While there is no exact number that constitutes being rich, I personally wouldn’t feel like I’m there until I’ve amassed a semi-liquid nest egg of at least $10,000,000. Anything less than that would make me feel that I could still blow it. 

I don’t spend much time thinking about this level of financial freedom because of how far out of reach it could seem. Instead, I focus on realistic goals such as achieving financial freedom at level 4.

Aside from material trappings, I don’t believe quality of life is much different for those who are financially free and those who are abundantly rich. 

Still, some of you may be in a position to become rich – to which I tip my hat to you. Folks like you make the world turn with the things you’ve produced and created. 

By the same token, many others of you may dream of becoming rich. I think this is a good thing and implore you to get to work on doing what it will take.

But also rest assured that targeting level 4 of financial freedom is a solid goal that is certainly more achievable.

What Does Your Version Of Financial Freedom Look Like?

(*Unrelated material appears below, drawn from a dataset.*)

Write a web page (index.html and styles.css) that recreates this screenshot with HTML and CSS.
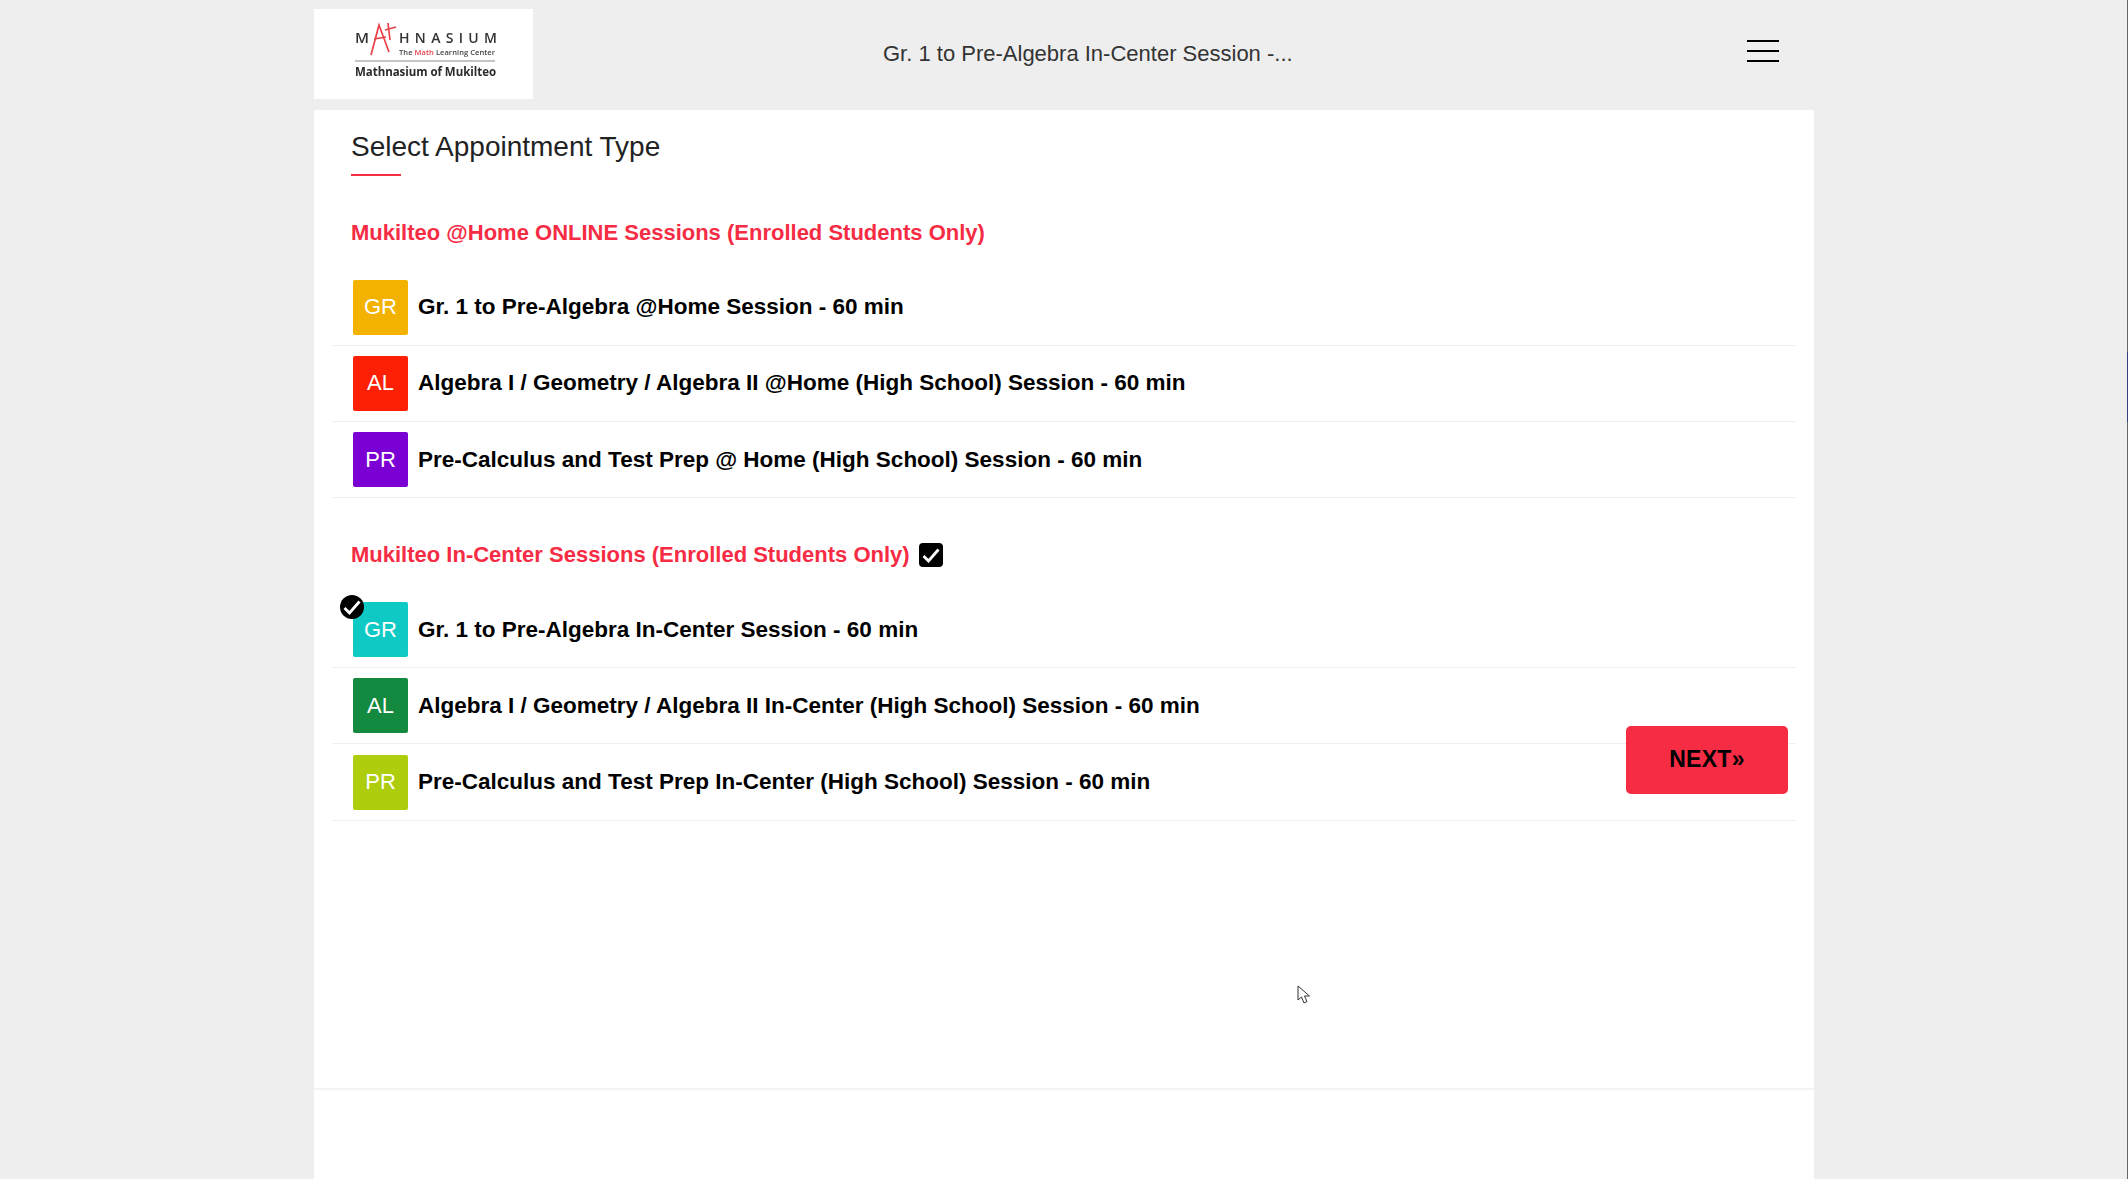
FILE: index.html
```html
<!DOCTYPE html>
<html lang="en">
<head>
<meta charset="utf-8">
<title>Select Appointment Type</title>
<link rel="stylesheet" href="styles.css">
</head>
<body>
<div class="page">
  <header class="topbar">
    <div class="logo">
      <svg class="logo-art" width="219" height="90" viewBox="0 0 219 90">
        <text class="lg-word" x="41" y="34" textLength="14" lengthAdjust="spacingAndGlyphs">M</text>
        <text class="lg-word" x="85" y="34" textLength="98" lengthAdjust="spacing">HNASIUM</text>
        <path class="lg-mark" d="M57 46 L65 16 L75 43 M60 30 L72 28 M71 21 L82 18 M74 14 L76 31"/>
        <text class="lg-tag" x="85" y="46" textLength="96" lengthAdjust="spacing">The <tspan class="lg-red">Math</tspan> Learning Center</text>
        <rect class="lg-rule" x="41" y="51" width="140" height="2"/>
        <text class="lg-name" x="41" y="67" textLength="141" lengthAdjust="spacing">Mathnasium of Mukilteo</text>
      </svg>
    </div>
    <div class="session-title">Gr. 1 to Pre-Algebra In-Center Session -...</div>
    <button class="burger" aria-label="Menu"><span></span><span></span><span></span></button>
  </header>

  <main class="panel">
    <div class="content">
      <h1 class="page-title">Select Appointment Type</h1>

      <section class="group">
        <h2 class="group-title">Mukilteo @Home ONLINE Sessions (Enrolled Students Only)</h2>
        <ul class="rows">
          <li class="row"><span class="tile tile-amber">GR</span><span class="row-label">Gr. 1 to Pre-Algebra @Home Session - 60 min</span></li>
          <li class="row"><span class="tile tile-red">AL</span><span class="row-label">Algebra I / Geometry / Algebra II @Home (High School) Session - 60 min</span></li>
          <li class="row"><span class="tile tile-purple">PR</span><span class="row-label">Pre-Calculus and Test Prep @ Home (High School) Session - 60 min</span></li>
        </ul>
      </section>

      <section class="group group-second">
        <h2 class="group-title">Mukilteo In-Center Sessions (Enrolled Students Only)
          <span class="box-check"><svg width="18" height="15" viewBox="0 0 18 15"><path d="M1.5 8 L6.5 13 L16.5 1.5"/></svg></span>
        </h2>
        <ul class="rows">
          <li class="row"><span class="tile tile-teal">GR<span class="tick"><svg width="18" height="15" viewBox="0 0 18 15"><path d="M1.5 8 L6.5 13 L16.5 1.5"/></svg></span></span><span class="row-label">Gr. 1 to Pre-Algebra In-Center Session - 60 min</span></li>
          <li class="row"><span class="tile tile-green">AL</span><span class="row-label">Algebra I / Geometry / Algebra II In-Center (High School) Session - 60 min</span></li>
          <li class="row"><span class="tile tile-lime">PR</span><span class="row-label">Pre-Calculus and Test Prep In-Center (High School) Session - 60 min</span></li>
        </ul>
        <button class="next">NEXT»</button>
      </section>
    </div>
    <div class="panel-foot"></div>
  </main>
</div>
<svg class="cursor" width="15" height="21" viewBox="0 0 15 21"><path d="M1 1 L1 15 L4.5 12 L7 18 L10 16.5 L7.5 11 L12.5 11 Z"/></svg>
<div class="edge"></div>
</body>
</html>
```

FILE: styles.css
```css
* { box-sizing: border-box; }
html, body { margin: 0; height: 100%; overflow: hidden; }
body { background: #eeeeee; font-family: "Liberation Sans", Arial, sans-serif; color: #000; }
.page { width: 1500px; margin: 0 auto 0 314px; }
.topbar { display: flex; align-items: flex-start; height: 110px; padding-top: 9px; position: relative; }
.logo { width: 219px; height: 90px; background: #fff; flex: none; }
.logo-art { display: block; filter: blur(0.3px); }
.lg-word { font: 600 14px "Open Sans", sans-serif; fill: #333; }
.lg-mark { fill: none; stroke: #ea4148; stroke-width: 1.7; }
.lg-tag { font: 600 7.5px "Open Sans", sans-serif; fill: #444; }
.lg-red { fill: #ea4148; }
.lg-rule { fill: #c4c4c4; }
.lg-name { font: 700 11.5px "Open Sans", sans-serif; fill: #2b2b2b; }
.session-title { margin-left: 350px; margin-top: 32px; font-size: 22px; line-height: 26px; color: #333; white-space: nowrap; }
.burger { position: absolute; left: 1433px; top: 40px; width: 32px; height: 22px; padding: 0; border: 0; background: none; display: flex; flex-direction: column; justify-content: space-between; }
.burger span { display: block; height: 2px; background: #000; }
.panel { background: #fff; height: 1069px; display: flex; flex-direction: column; }
.content { height: 978px; padding: 0 18px 0 18px; }
.panel-foot { border-top: 2px solid #f3f3f3; flex: 1; }
.page-title { margin: 21px 0 0 19px; font-size: 28px; line-height: 32px; font-weight: 400; color: #222; position: relative; height: 66px; }
.page-title::after { content: ""; position: absolute; left: 0; top: 43px; width: 50px; height: 2px; background: #f62b44; }
.group-title { margin: 0 0 0 19px; font-size: 22px; line-height: 26px; font-weight: 700; color: #f62b44; display: flex; align-items: center; gap: 9px; }
.group { position: relative; padding-top: 23px; }
.group-second { padding-top: 44px; }
.rows { list-style: none; margin: 23.5px 0 0; padding: 0; }
.group-second .rows { margin-top: 23.5px; }
.row { display: flex; align-items: center; height: 76.3px; padding-left: 21px; border-bottom: 1px solid #eeeeee; }
.tile { position: relative; flex: none; width: 55px; height: 55px; display: flex; align-items: center; justify-content: center; border-radius: 2px; color: #fff; font-size: 22px; }
.tile-amber { background: #f3b200; }
.tile-red { background: #fd2005; }
.tile-purple { background: #7a00d3; }
.tile-teal { background: #0fc9c4; }
.tile-green { background: #138a3f; }
.tile-lime { background: #aecd0c; }
.row-label { margin-left: 10px; font-size: 22.5px; font-weight: 700; white-space: nowrap; }
.tick { position: absolute; left: -13px; top: -7px; width: 24px; height: 24px; border-radius: 50%; background: #000; display: flex; align-items: center; justify-content: center; }
.tick svg path, .box-check svg path { fill: none; stroke: #fff; stroke-width: 2.8; }
.box-check { width: 24px; height: 24px; border-radius: 4px; background: #000; display: flex; align-items: center; justify-content: center; }
.next { position: absolute; right: 8px; bottom: 27px; width: 162px; height: 68px; border: 0; border-radius: 5px; background: #f62b44; color: #000; font: 700 23px "Liberation Sans", Arial, sans-serif; letter-spacing: 0.3px; }
.cursor { position: absolute; left: 1297px; top: 985px; }
.cursor path { fill: #fff; stroke: #333; stroke-width: 1; }
.edge { position: absolute; right: 0; top: 0; bottom: 0; width: 1px; background: linear-gradient(to bottom, #666 352px, #334080 352px, #334080 422px, #666 422px); }
```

Financial freedom and retirement will look different for each of us. For instance, I’ll use the time afforded to me from financial freedom to double down on my fitness activities and creative pursuits. I don’t foresee myself ever ceasing to be productive. But I do look forward to deeper work on my own passions. 

Others may use the time afforded by financial freedom to travel the world or start the business you’ve always dreamed of. Some may even continue to work because they like the camaraderie of being in an office. 

The possibilities of financial freedom are limitless and will give us the privilege to choose how we spend it. But we must work out way through the levels of financial freedom to get there. 

I’d like to know what you plan to do or dream of doing when you’ve earned yourself the right to decide how you will spend your precious time? 

Thinking about this and sharing could be a great time to give yourself some inspiration!